Когда приходил с работы, обед уже был готов. Она ставила еду на стол и ждала меня. Иногда звала. Когда я обедал, смотрела на меня и ловила удобного момента, чтобы спросить что-то. А я быстрее набросал в желудок пищу и из кухни. А мама остаётся голодной без информации, вопросов, ответов. Это мне, дураку, надо было выуживать из неё информацию.
Мы постоянно жили вдвоём. После того, как в 1942 году, при наступлении немцев, отец отправил нас в сторону Лагани, от него было ни слуху, ни духу. А когда реабилитация, он, узнав наш адрес, выслал нам деньги. Мама сразу купила мне велосипед. Пусть, мол, завидуют сельчане, что мы тоже не хухры-мухры. Народ нас зауважал, потому что реабилитация, а пацаны зауважали, потому что я давал им велик покататься. Калмыки собирались у нас. Организуют на радостях какой-то шмурдяк, выпьют и строят планы, костят Сталина, а до реабилитации ни-ни, опасно. А я все усекал и поэтому у меня такая «любовь» к нему. В 2014 году читаю в газете один соплеменник поёт аллилуйю Сталину, ну, думаю, есть и у нас «овца» с внутренней аномалией.

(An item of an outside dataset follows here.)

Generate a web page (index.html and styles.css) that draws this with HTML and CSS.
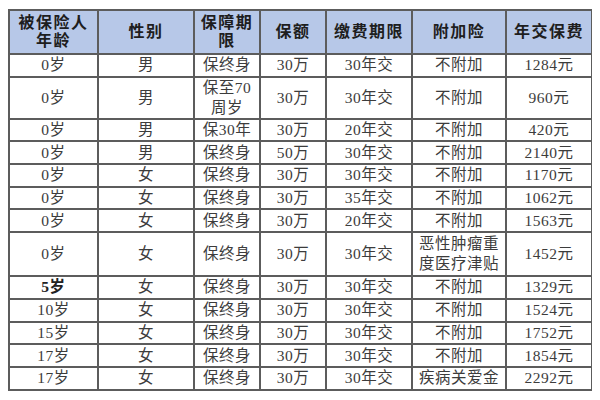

В Сибири, в деревенском сельпо, маму уважали, она никогда не жаловалась на жизнь, была всегда веселая, юморила. Есть сибирские фотографии, где она в центре снимка, сидит на стуле, а вокруг неё представители титульной нации.
А праздники работники сельпо отмечали в чайной. Все плясали и мама в фартуке пускалась в пляс. Все хохотали, хлопали в ладоши, подзадоривали, а я думал, что они смеются над ней и дергал за фартук скуля: «Мама, не надо! Мама, не надо! Они смеются над тобой!». Я не понимал её праздника души и сельчан. Это сейчас я понимаю, что народ и власть – это разные вещи. Местный народ, в целом, что-то поняли и были доброжелательны. Но были и другие редиски. К счастью, их было мало.
В деревне наши соплеменники работали в колхозе: то пастухи, то на разных работах. Их очень обижали, а они безропотно, молча, тянули лямку буден. Мама иногда просила помощи у председателя сельпо и сельсовета, чтобы к соплеменникам относились помилосерднее. Однажды председатель сельпо накричал на нее. Чего, мол, заступаешься за своих, а то и тебя загоним назад в колхоз. Прошло уже более 50 лет, этого председателя ненавижу до сих пор.
Пошли весной на колхозное поле с мамой собирать мерзлую картошку. Мы жили на окраине деревни, а колхозное картофельное поле метров 700. Я учился во 2–3 классе. Земля сырая, вязкая, обувка вся в грязи. Но голод и не до романтики и на обувку наплевать. И вдруг нарисовался откуда-то в бричке председатель колхоза Тырышкин. Мама и его хорошо знала. Он всегда смачно матерился на доярок, а сам их по одной окучивал. Все его боялись. В то время мат был разговорной речью. И народ, привыкший к такому обращению, считал это в порядке вещей. Это сейчас только пацанва гарцует по улице и лихо так, через каждое слово, мат. Свобода, раскрепощенность.